A change in tampon materials may have played a role in the drop in TSS cases, too. Back in the 1970s, some tampons — particularly those from once-popular, now-defunct brand Rely — were made of an ultra-absorbent combination of polyester foam and carboxymethylcellulose (an edible thickening agent typically used in puddings and ice cream — yum).And in 1980, a study conducted by the CDC found that use of Rely tampons — which were not approved by the FDA — was associated with a higher incidence of TSS than any other brand of tampon. Today, tampons are made of a cotton and rayon blend.

Researchers don't know the exact reason why Rely tampons upped the risk of developing TSS, but the unique combo of materials used in their products may have been to blame, according to the CDC. What's more, the CDC notes that when super-absorbent Rely tampons were pulled from the market in 1980 — and when menstruators began ditching high-absorbency ones in general — there was also a significant decrease in TSS cases.

Thankfully, the FDA now evaluates the safety of all tampons before they're sold in the U.S., and the main materials of those approved are cotton, rayon, or a combination of the two. FTR, companies can incorporate additives such as fragrances, anti-wicking agents, and ingredients that allow for "smooth removal" into their tampons. Those extra ingredients may not be ideal for folks striving to use as clean and minimally processed of products as possible, but again, tampons must get the FDA's seal of approval (meaning they're safe) in order to be legally sold. Simply put: You don't need to worry about inserting any sketchy, potentially harmful materials up your vagina today. (If you'd like to know exactly what's in your tampons, you can look up your product and check out all its ingredients on SmartLabel.)

Still, should you ditch your ultra-absorbent tampons and opt for ones designed for lighter flows? It's complicated. Reminder: Highly absorbent tampons have been linked with TSS, but that may be because consumers tend to leave them in longer than less absorbent versions, says Dr. Culwell. In any case, the FDA advises wearing a tampon with the lowest absorbency necessary to reduce your risk of TSS. So, if you can go eight hours straight (i.e. sleeping through the whole night) without needing to change your tampon, it's likely time to try one with a lower absorbency, according to the organization.

The Bottom Line On Sleeping with a Tampon In

If you must sleep with a tampon in overnight (say, you're camping and that's the only period product you brought with you), Dr. Culwell recommends inserting a fresh one right before bed and pulling it out immediately upon waking up, which will help limit the amount of time you're using the same tampon.

But your best bet is to opt for a pad, period panties, or, if you want an internal product,a menstrual cup, which can safely be worn for up to 12 hours, making it a better option than tampons for overnight protection, says Dr.

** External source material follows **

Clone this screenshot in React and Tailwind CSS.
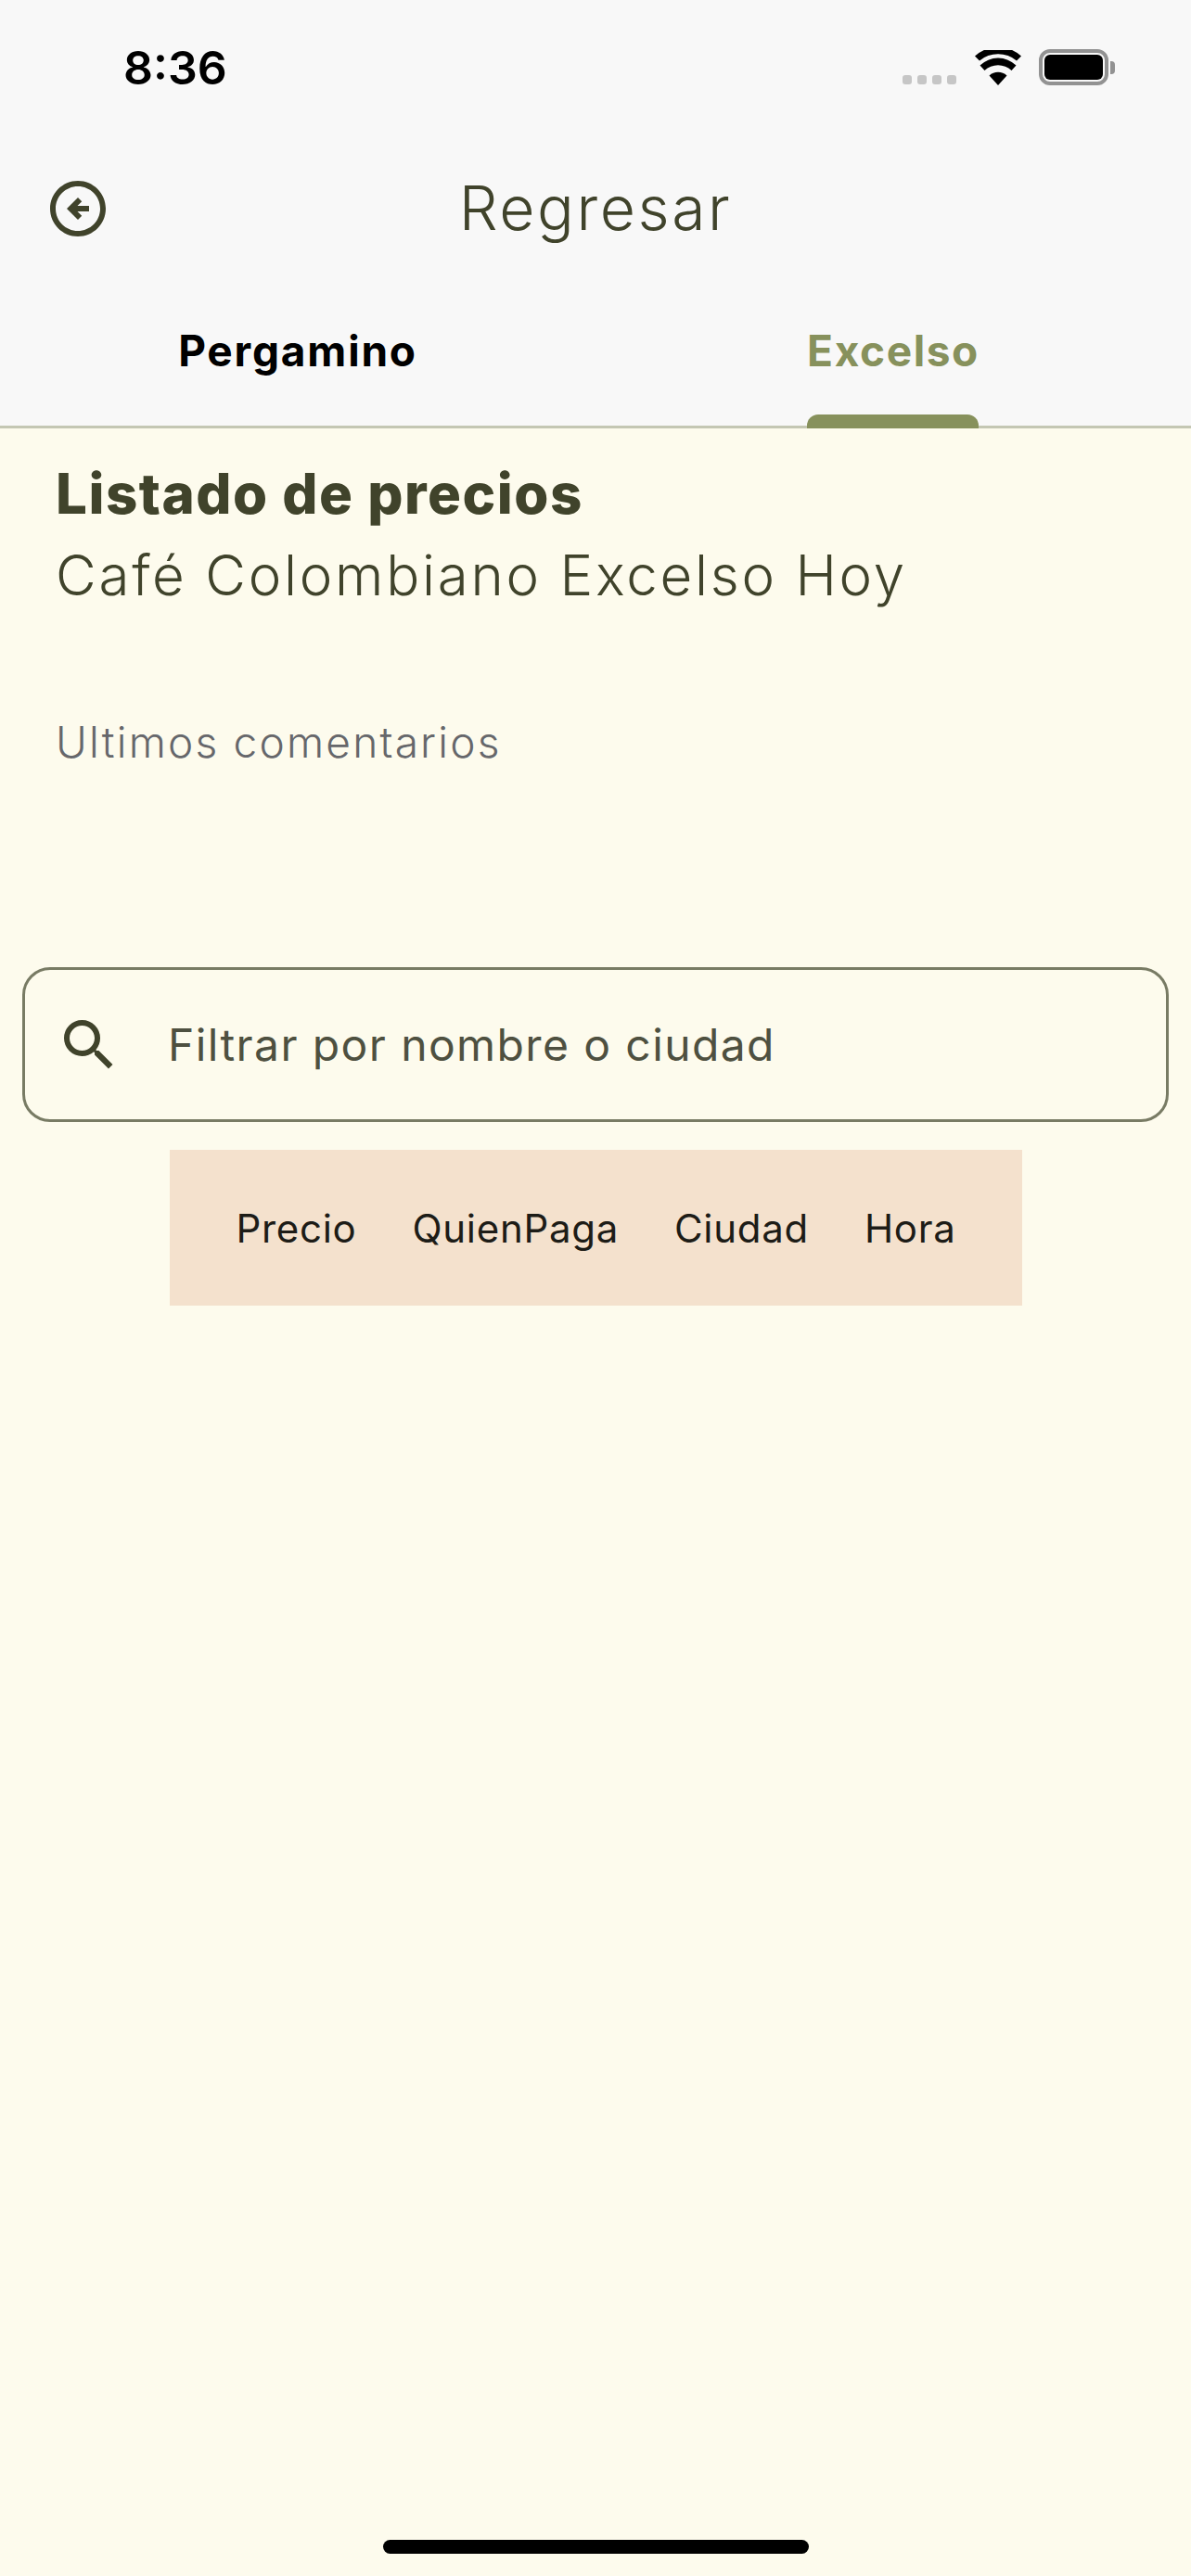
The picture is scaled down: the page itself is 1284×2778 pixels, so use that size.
import React from 'react';

const poppins = "font-['Inter',sans-serif]";

function StatusIcons() {
  return (
    <div className="flex items-start">
      <div className="mt-[81px] flex gap-[6px]">
        {[0, 1, 2, 3].map((i) => (
          <div key={i} className="h-[10px] w-[10px] rounded-[3px] bg-[#c6c6c6]" />
        ))}
      </div>
      <svg className="ml-[20px] mt-[54px]" width="50" height="38" viewBox="0 0 50 38">
        <path d="M25 38 L15.5 27.5 A14 14 0 0 1 34.5 27.5 Z" fill="#000" />
        <path d="M10.5 22 L5.5 16.5 A28 28 0 0 1 44.5 16.5 L39.5 22 A21 21 0 0 0 10.5 22 Z" fill="#000" />
        <path d="M5 11.5 L0 6.5 A37 37 0 0 1 50 6.5 L45 11.5 A31 31 0 0 0 5 11.5 Z" fill="#000" />
      </svg>
      <div className="ml-[19px] mt-[53px] flex h-[39px] w-[75px] rounded-[12px] border-[4px] border-[#929292] p-[2px]">
        <div className="flex-1 rounded-[6px] bg-black" />
      </div>
      <div className="ml-[2px] mt-[66px] h-[14px] w-[5px] rounded-r-[4px] bg-[#929292]" />
    </div>
  );
}

export default function App() {
  return (
    <div className={`flex h-[2778px] w-[1284px] flex-col overflow-hidden bg-[#fdfbed] ${poppins}`}>
      <header className="relative border-b-[3px] border-[#c4c7b3] bg-[#f8f8f8]">
        <div className="flex h-[140px] justify-between pl-[133px] pr-[82px]">
          <div className="mt-[43px] text-[50px] font-semibold leading-[60px] text-black">8:36</div>
          <StatusIcons />
        </div>

        <div className="relative flex h-[168px] items-center justify-center">
          <svg className="absolute left-[48px] top-[49px]" width="72" height="72" viewBox="0 0 24 24" fill="#40432b">
            <path d="M2 12c0 5.52 4.48 10 10 10s10-4.48 10-10S17.52 2 12 2 2 6.48 2 12zm18 0c0 4.42-3.58 8-8 8s-8-3.58-8-8 3.58-8 8-8 8 3.58 8 8zM8 12l4 4 1.41-1.41L11.83 13H16v-2h-4.17l1.59-1.59L12 8l-4 4z" />
          </svg>
          <h1 className="text-[66px] font-light leading-none tracking-[2.6px] text-[#40432b]">Regresar</h1>
        </div>

        <div className="grid h-[151px] grid-cols-2 pb-[11px]">
          <div className="flex items-center justify-center text-[46px] font-bold tracking-[1.8px] text-black">Pergamino</div>
          <div className="flex items-center justify-center text-[46px] font-bold tracking-[1.6px] text-[#87915c]">Excelso</div>
        </div>
        <div className="absolute bottom-[-3px] left-[870px] h-[15px] w-[185px] rounded-t-[12px] bg-[#87915c]" />
      </header>

      <main className="flex flex-1 flex-col">
        <section className="pl-[60px] pt-[34px] text-[#40432b]">
          <h2 className="text-[60px] font-extrabold leading-[72px] tracking-[1.5px]">Listado de precios</h2>
          <p className="mt-[16px] text-[60px] font-light leading-[72px] tracking-[2.75px]">Café Colombiano Excelso Hoy</p>
          <p className="mt-[116px] text-[46px] font-light leading-[56px] tracking-[2.2px] text-[#66676b]">Ultimos comentarios</p>
        </section>

        <div className="mx-[24px] mt-[215px] flex h-[167px] items-center rounded-[30px] border-[3px] border-[#787b64] pl-[33px]">
          <svg width="72" height="72" viewBox="0 0 24 24" fill="#40432b">
            <path d="M15.5 14h-.79l-.28-.27A6.471 6.471 0 0 0 16 9.5 6.5 6.5 0 1 0 9.5 16c1.61 0 3.09-.59 4.23-1.57l.27.28v.79l5 4.99L20.49 19l-4.99-5zm-6 0C7.01 14 5 11.99 5 9.5S7.01 5 9.5 5 14 7.01 14 9.5 11.99 14 9.5 14z" />
          </svg>
          <span className="ml-[49px] text-[48px] tracking-[1.4px] text-[#4e5040]">Filtrar por nombre o ciudad</span>
        </div>

        <div className="mt-[30px] flex h-[168px] w-[919px] items-center gap-[60px] self-center bg-[#f4e1cd] pl-[72px] text-[42px] tracking-[0.7px] text-[#1d1c17]">
          <span>Precio</span>
          <span>QuienPaga</span>
          <span>Ciudad</span>
          <span>Hora</span>
        </div>

        <div className="mb-[24px] mt-auto h-[15px] w-[459px] self-center rounded-full bg-black" />
      </main>
    </div>
  );
}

Culwell. If you're a menstrual cup newbie, make sure to test the product — and how long it takes for you to fill it up — before you slip in between the sheets, as heavy flows can "overwhelm" the cup and cause messy leaks while you snooze, says Dr. Culwell.

And if you're really worried about the potential health risks of TSS, ditching your tampon for a few nights of peaceful shut-eye is a simple change worth making.